### Data extract
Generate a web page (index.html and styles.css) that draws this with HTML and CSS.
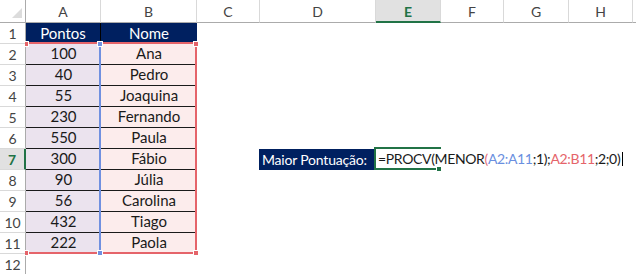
FILE: index.html
```html
<!DOCTYPE html>
<html lang="pt">
<head>
  <meta charset="UTF-8">
  <title>Planilha - PROCV</title>
  <link rel="stylesheet" href="styles.css">
</head>
<body>
  <div class="sheet">
    <div class="row head-row">
      <div class="corner"><span class="tri"></span></div>
      <div class="ch a">A</div>
      <div class="ch b">B</div>
      <div class="ch c">C</div>
      <div class="ch d">D</div>
      <div class="ch e current">E</div>
      <div class="ch f">F</div>
      <div class="ch g">G</div>
      <div class="ch h">H</div>
      <div class="ch rest"></div>
    </div>

    <div class="row">
      <div class="rh">1</div>
      <div class="cell a title sep">Pontos</div>
      <div class="cell b title">Nome</div>
    </div>
    <div class="row">
      <div class="rh">2</div>
      <div class="cell a pts">100</div>
      <div class="cell b name">Ana</div>
    </div>
    <div class="row">
      <div class="rh">3</div>
      <div class="cell a pts">40</div>
      <div class="cell b name">Pedro</div>
    </div>
    <div class="row">
      <div class="rh">4</div>
      <div class="cell a pts">55</div>
      <div class="cell b name">Joaquina</div>
    </div>
    <div class="row">
      <div class="rh">5</div>
      <div class="cell a pts">230</div>
      <div class="cell b name">Fernando</div>
    </div>
    <div class="row">
      <div class="rh">6</div>
      <div class="cell a pts">550</div>
      <div class="cell b name">Paula</div>
    </div>
    <div class="row">
      <div class="rh current">7</div>
      <div class="cell a pts">300</div>
      <div class="cell b name">Fábio</div>
      <div class="cell c"></div>
      <div class="cell d label">Maior Pontuação:</div>
    </div>
    <div class="row">
      <div class="rh">8</div>
      <div class="cell a pts">90</div>
      <div class="cell b name">Júlia</div>
    </div>
    <div class="row">
      <div class="rh">9</div>
      <div class="cell a pts">56</div>
      <div class="cell b name">Carolina</div>
    </div>
    <div class="row">
      <div class="rh">10</div>
      <div class="cell a pts">432</div>
      <div class="cell b name">Tiago</div>
    </div>
    <div class="row">
      <div class="rh">11</div>
      <div class="cell a pts">222</div>
      <div class="cell b name">Paola</div>
    </div>
    <div class="row">
      <div class="rh">12</div>
    </div>

    <!-- formula range highlights -->
    <div class="range-red"></div>
    <div class="range-blue"></div>
    <span class="handle red cut top-l"></span>
    <span class="handle red top-r"></span>
    <span class="handle red bot-r"></span>
    <span class="handle red cut bot-l"></span>
    <span class="handle blue top-m"></span>
    <span class="handle blue bot-m"></span>

    <!-- active cell E7 in edit mode -->
    <div class="active-cell"></div>
    <div class="editor">=PROCV(MENOR<span class="paren">(</span><span class="ref-blue">A2:A11</span>;1);<span class="ref-red">A2:B11</span>;2;0)<span class="caret"></span></div>
    <span class="handle green fill"></span>
  </div>
</body>
</html>
```

FILE: styles.css
```css
* {
  box-sizing: border-box;
}
body {
  margin: 0;
  background: #fff;
  font-family: Lato, "Liberation Sans", sans-serif;
}
.sheet {
  position: relative;
  width: 636px;
  height: 274px;
  overflow: hidden;
}
.row {
  display: flex;
  height: 21px;
}
.head-row {
  height: 23px;
}

/* column headers */
.corner {
  position: relative;
  width: 26px;
  border-right: 1px solid #ababab;
  border-bottom: 1px solid #ababab;
}
.tri {
  position: absolute;
  right: 3px;
  bottom: 4px;
  width: 0;
  height: 0;
  border-left: 10px solid transparent;
  border-bottom: 10px solid #dcdcdc;
}
.ch {
  display: flex;
  align-items: center;
  justify-content: center;
  border-right: 1px solid #d9d9d9;
  border-bottom: 1px solid #ababab;
  color: #444;
  font-size: 14px;
  padding-top: 1px;
}
.ch.current {
  background: #e1e1e1;
  color: #217346;
  font-weight: bold;
  border-bottom: 2px solid #217346;
}
.ch.rest {
  flex: 1;
  border-right: none;
}
.a { width: 75px; }
.b { width: 96px; }
.c { width: 63px; }
.d { width: 116px; }
.e { width: 65px; }
.f { width: 63px; }
.g { width: 65px; }
.h { width: 64px; }

/* row headers */
.rh {
  width: 26px;
  display: flex;
  align-items: center;
  justify-content: center;
  border-right: 1px solid #ababab;
  border-bottom: 1px solid #d9d9d9;
  color: #444;
  font-size: 14px;
}
.rh.current {
  background: #e1e1e1;
  color: #217346;
  font-weight: bold;
  border-right: 2px solid #217346;
}

/* cells */
.cell {
  display: flex;
  align-items: flex-end;
  justify-content: center;
  padding-bottom: 2px;
  font-size: 15px;
  line-height: 17px;
  color: #1a1a1a;
  white-space: nowrap;
}
.title {
  background: #002060;
  color: #fff;
}
.title.sep {
  border-right: 1px solid #000;
}
.pts {
  background: #ebe3ee;
  border-bottom: 1px solid #1a1a1a;
}
.name {
  background: #fcecec;
  border-bottom: 1px solid #1a1a1a;
}
.label {
  margin-left: -1px;
  background: #002060;
  color: #fff;
  justify-content: flex-start;
  padding-left: 3px;
  font-size: 14px;
  letter-spacing: -0.2px;
}

/* range highlights */
.range-red {
  position: absolute;
  left: 26px;
  top: 42px;
  width: 171px;
  height: 212px;
  border: 2px solid #e5646a;
  border-left: none;
}
.range-blue {
  position: absolute;
  left: 99px;
  top: 44px;
  width: 2px;
  height: 208px;
  background: #7090e0;
}
.handle {
  position: absolute;
  width: 6px;
  height: 6px;
  border: 1px solid #fff;
}
.handle.red { background: #e5646a; }
.handle.blue { background: #7090e0; }
.handle.green { background: #217346; }
.handle.cut {
  width: 4px;
  border-left: none;
  left: 25px;
}
.top-l { top: 41px; }
.bot-l { top: 250px; }
.top-r { left: 193px; top: 41px; }
.bot-r { left: 193px; top: 250px; }
.top-m { left: 97px; top: 41px; }
.bot-m { left: 97px; top: 250px; }

/* active cell + editor */
.active-cell {
  position: absolute;
  left: 374px;
  top: 147px;
  width: 67px;
  height: 23px;
  border: 2px solid #217346;
}
.editor {
  position: absolute;
  left: 376px;
  top: 149px;
  height: 18px;
  display: flex;
  align-items: flex-end;
  padding: 0 3px 0 2px;
  background: #fff;
  font-size: 14px;
  letter-spacing: -0.35px;
  line-height: 17px;
  color: #1a1a1a;
  white-space: nowrap;
}
.paren { color: #e5707a; }
.ref-blue { color: #6a8fe0; }
.ref-red { color: #e5646a; }
.caret {
  display: inline-block;
  width: 1px;
  height: 14px;
  margin-left: 2px;
  margin-bottom: 1px;
  background: #000;
}
.fill {
  left: 436px;
  top: 166px;
}
```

### The task
Identify and copy all lines with the word "styles".

### Full answer
Generate a web page (index.html and styles.css) that draws this with HTML and CSS.
  <link rel="stylesheet" href="styles.css">
FILE: styles.css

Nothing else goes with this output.